Es wird immer wieder darauf hingewiesen, dass die sog. »additive Mittäterschaft« im Gegensatz zu den klassischen Mittäterschaftskonstellationen, zumeist
als sog. »korrelative Mittäterschaft« bezeichnet, »strukturell anders gelagert
ist«305. Während bei den Konstellationen der sog. »korrelativen Mittäterschaft«
die Tatbeiträge »ineinandergreifen«, würden bei der »additiven Mittäterschaft«
die Erfolgsaussichten durch »Kumulierung nebeneinander herlaufender Handlungen verstärkt«.306 Zum Zwecke einer genauen Analyse der behaupteten Strukturunterschiede bedarf das zu ihrer Kennzeichnung gewählte Begriffspaar »additiv/korrelativ« einer präzisen Bestimmung.
1. Korrelative Mittäterschaft als begriffliche Kennzeichnung des Regelfalls
der Mittäterschaft
Untersuchen wir zunächst den Begriff der »korrelativen Mittäterschaft« im Hinblick darauf, inwieweit er zur Charakterisierung der damit gemeinten Fallkonstellationen geeignet ist. Klassisches Beispiel hierfür ist ein Raub, bei dem A das Opfer qualifiziert nötigt, während B wegnimmt. Auf den ersten Blick erscheint es
naheliegend zu formulieren, dass hier die Tatbeiträge ineinandergreifen. Doch inwieweit »korrelieren« diese auch tatsächlich? »Korrelativ« bedeutet soviel wie
»sich gegenseitig bedingend«, bzw. »zueinander in Wechselbeziehung stehend«.307 »Korrelate« sind solche Dinge bzw. Begriffe, die einander zwingend
voraussetzen bzw. nur aufeinander bezogen Sinn ergeben.308 Ein Beispiel für eine
korrelative Beziehung in diesem Sinne wäre etwa das Begriffspaar »Mutter/Tochter«.
Unter Zugrundelegung dieses Begirffsverständnisses kann nicht ohne weiteres
gesagt werden, die Tatbeiträge von A und B im Raubbeispiel korrelieren.
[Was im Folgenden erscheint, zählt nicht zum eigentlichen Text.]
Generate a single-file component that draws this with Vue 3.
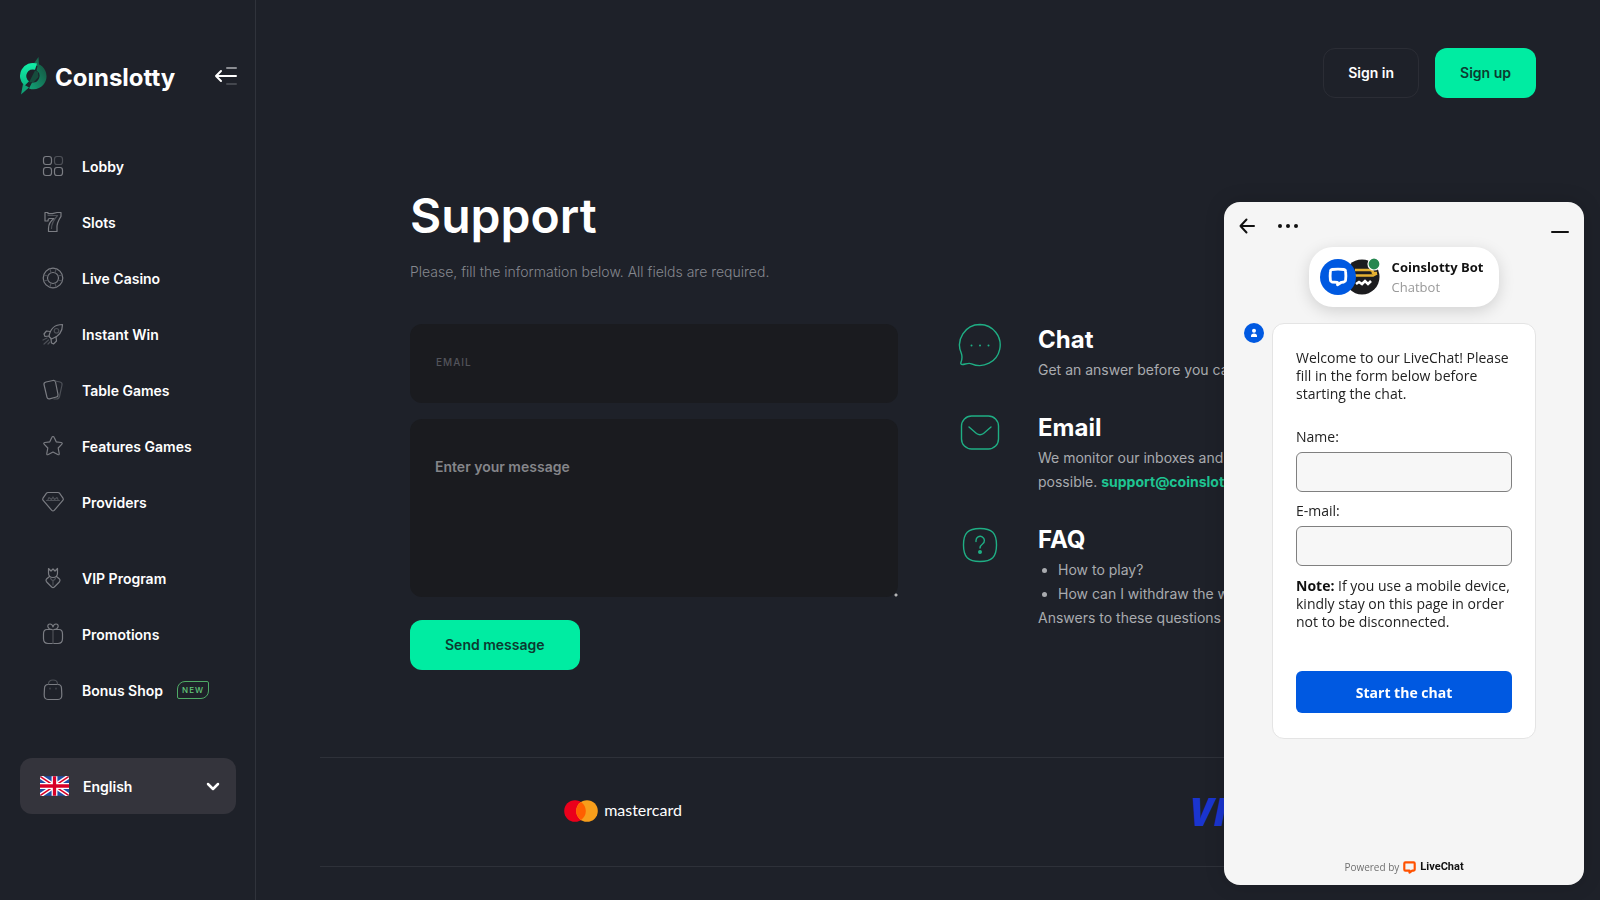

Per se
besteht nämlich zwischen qualifizierter Nötigung und Wegnahme keine als in diesem Sinne korrelativ zu charakterisierende Wechselbeziehung, denn eine Nötigung setzt nicht zwingend eine Wegnahme voraus, vielmehr ist beides aus sich
heraus und ohne das jeweils andere verständlich. Eine korrelative Beziehung ist
aber dann anzunehmen, wenn man die Beiträge zum Tatbestand des § 249 in
Bezug setzt. Im Hinblick auf den Tatbestand des § 249 setzen qualifizierte Nötigung und Wegnahme einander gegenseitig voraus, unter diesem Gesichtspunkt
sind sie mithin als Korrelate anzusehen. Der Begriff »korrelativ« kennzeichnet
die »herkömmlichen« Mittäterschaftskonstellationen also dann und nur dann
305 So wörtlich Roxin JA 1979, 519 (524); ähnlich ders. LK § 25 Rn. 159; in diese Richtung
ebenfalls etwa Bloy Beteiligungsform S. 372; Schaal Verantwortlichkeit S. 175.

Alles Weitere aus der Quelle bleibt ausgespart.